Allow me to make a brief, personal digression here. While I rarely share much personal information on my blog, I think this is for a good cause. For most of my 65 years, I have had Type I, insulin-dependent diabetes, the cost of which, under the best of circumstances, is some $15,000, or 86% of my Social Security income per year in testing supplies, 2 forms of injectable insulin, and other medications alone. This is a pre-existing condition. This is also a condition that has led to any number of other, related conditions, such as heart problems, dental problems, loss of eyesight, and others. If those conservatives have their way, I, and millions in similar circumstances, will be unable to obtain insurance at any cost.

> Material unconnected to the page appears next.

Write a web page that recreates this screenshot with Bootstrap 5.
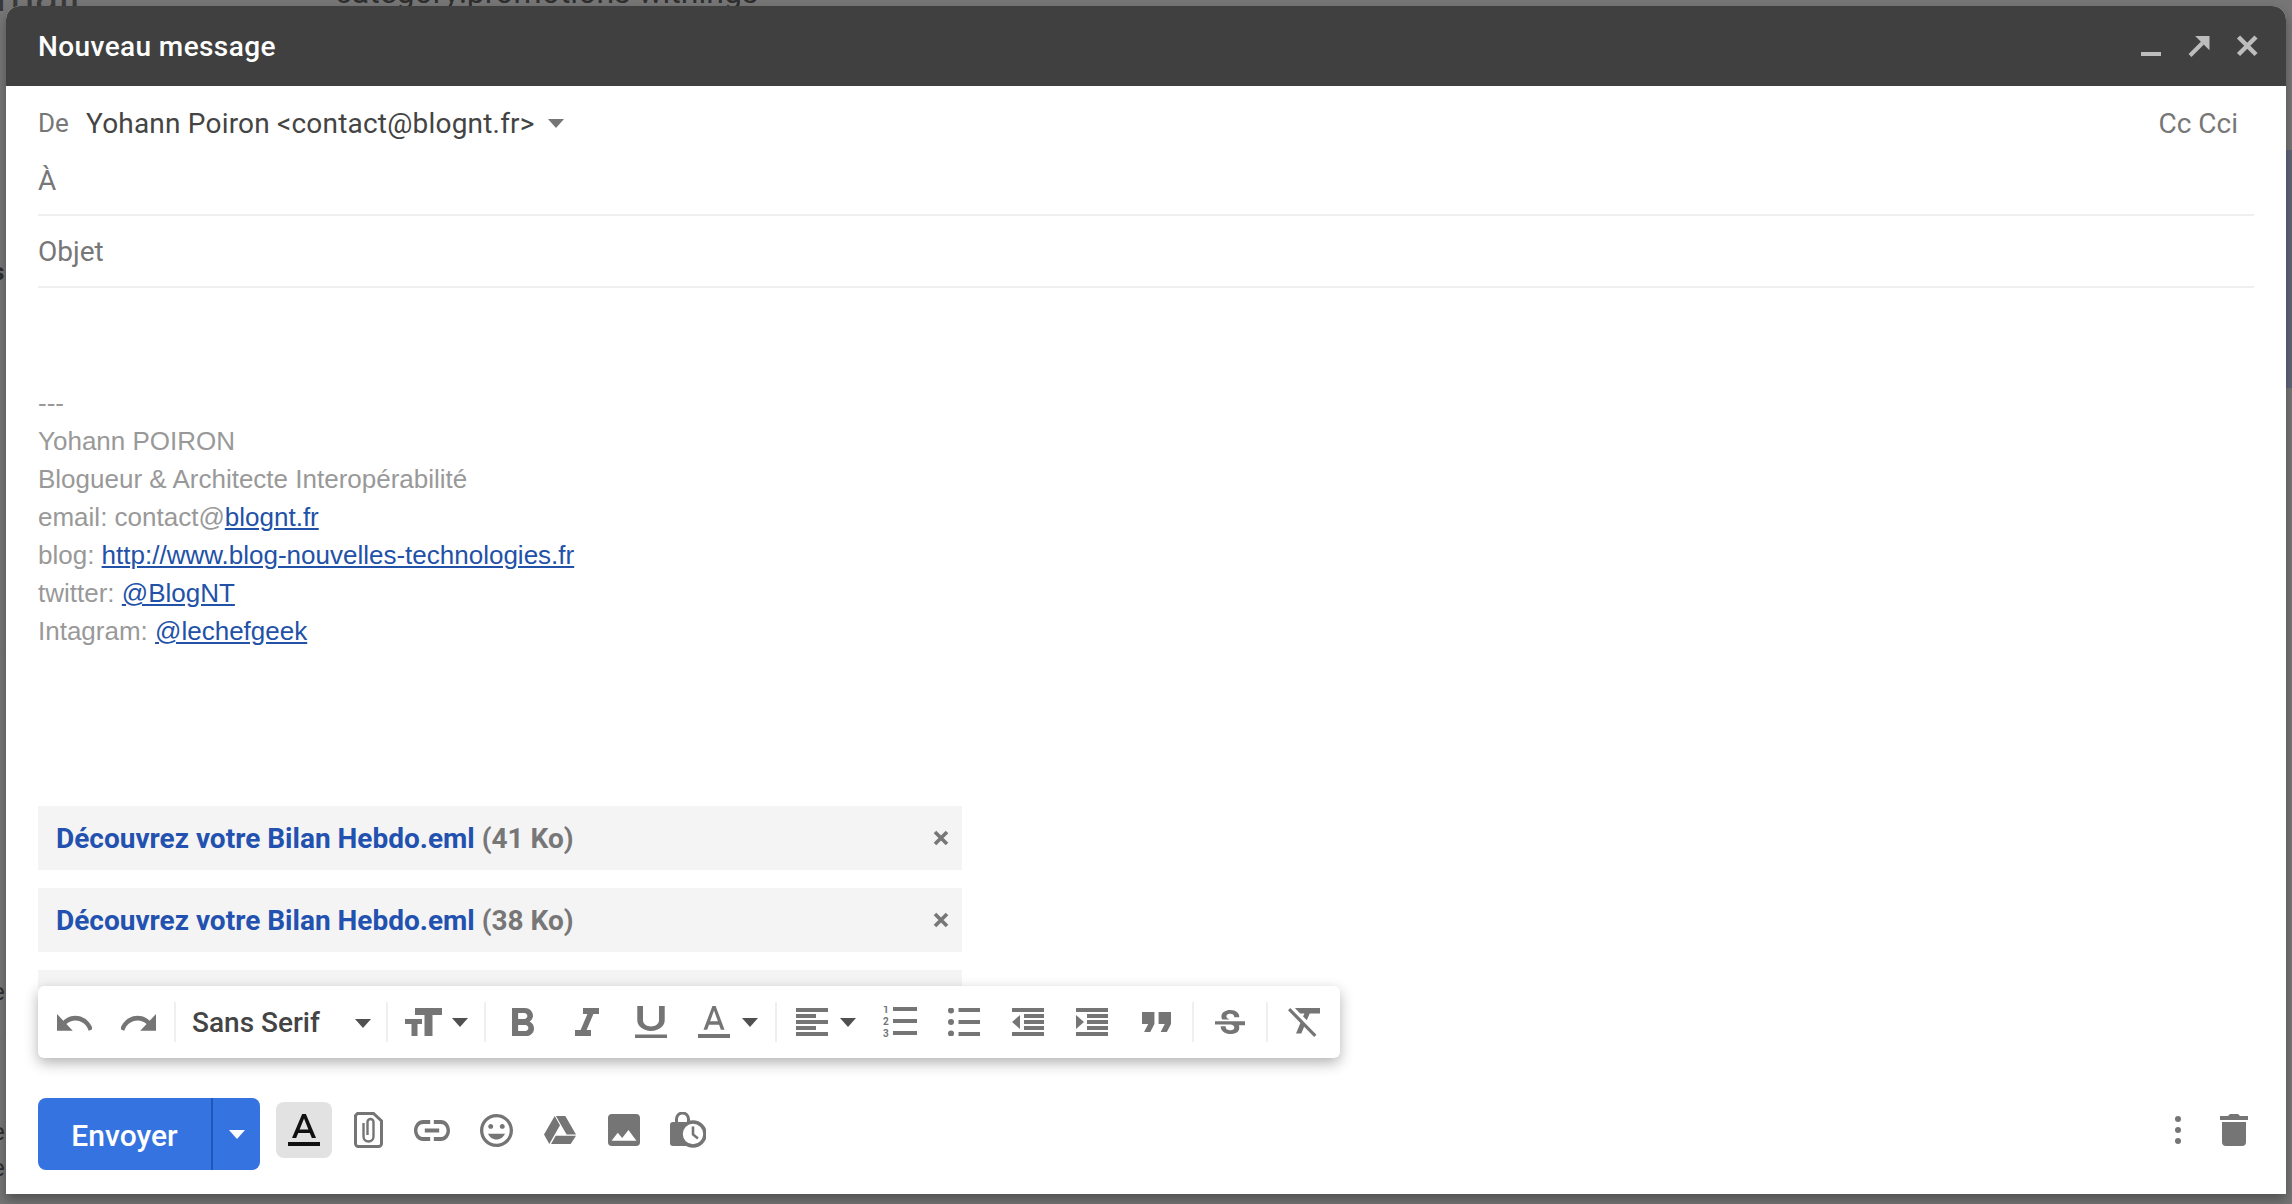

In short, those conservatives who object that the plan does not go far enough to the right of ACA, want to provide absolutely ZERO assistance to anybody for any reason. Thank you for your compassion, your humanitarianism, Senator Mike Lee of Utah, and other like-minded assholes people!
Enter Representative Jason Chaffetz, also from Utah:
“Well we’re getting rid of the individual mandate. We’re getting rid of those things that people said they don’t want. And you know what? Americans have choices. And they’ve got to make a choice. And so, maybe rather than getting that new iPhone that they just love and they want to go spend hundreds of dollars on that, maybe they should invest it in their own health care. They’ve got to make those decisions for themselves.”
His remarks reflect a generally held attitude among far-right Republicans that if only people made better choices — if they worked harder, stayed in school, got married, didn’t have children they couldn’t afford, spent what money they had more wisely and saved more — then they wouldn’t be poor. No further comment is needed, I think.
While congressional Republicans are trying to push this bill through at warp speed, Democrats and even some Republicans are urging caution. Senator Tom Cotton, a conservative Republican from Arkansas, said, “What matters in the long run is better, more affordable [healthcare] for Americans, NOT House leaders’ arbitrary legislative calendar.” Typically, any discussion of a bill of this magnitude would include a cost analysis issued by the Congressional Budget Office (CBO), but since this bill is being pushed through at lightning speed, that analysis is not yet completed, nor will it likely be for some time yet. In the words of one analyst, moving forward without the cost analysis is the legislative equivalent of flying into a storm without instruments. In the words of Democratic Representative Lloyd Doggett: “Health care is too important, it impacts too many lives, to have a health-care bill jammed though in the same manner as President Trump’s immigration order. What this bill needs is some extreme vetting.”
I’m sure I will have much more to say in coming days about this, but for now, suffice it to say that I hope the saner heads in Congress are able to delay this bill at least until a cost analysis can be completed and opinions heard, issues discussed. My real hope is that enough in Congress will stop and consider what is best for We The People, rather than what will keep them in Trump’s good graces. Perhaps that is a pie-in-the-sky hope.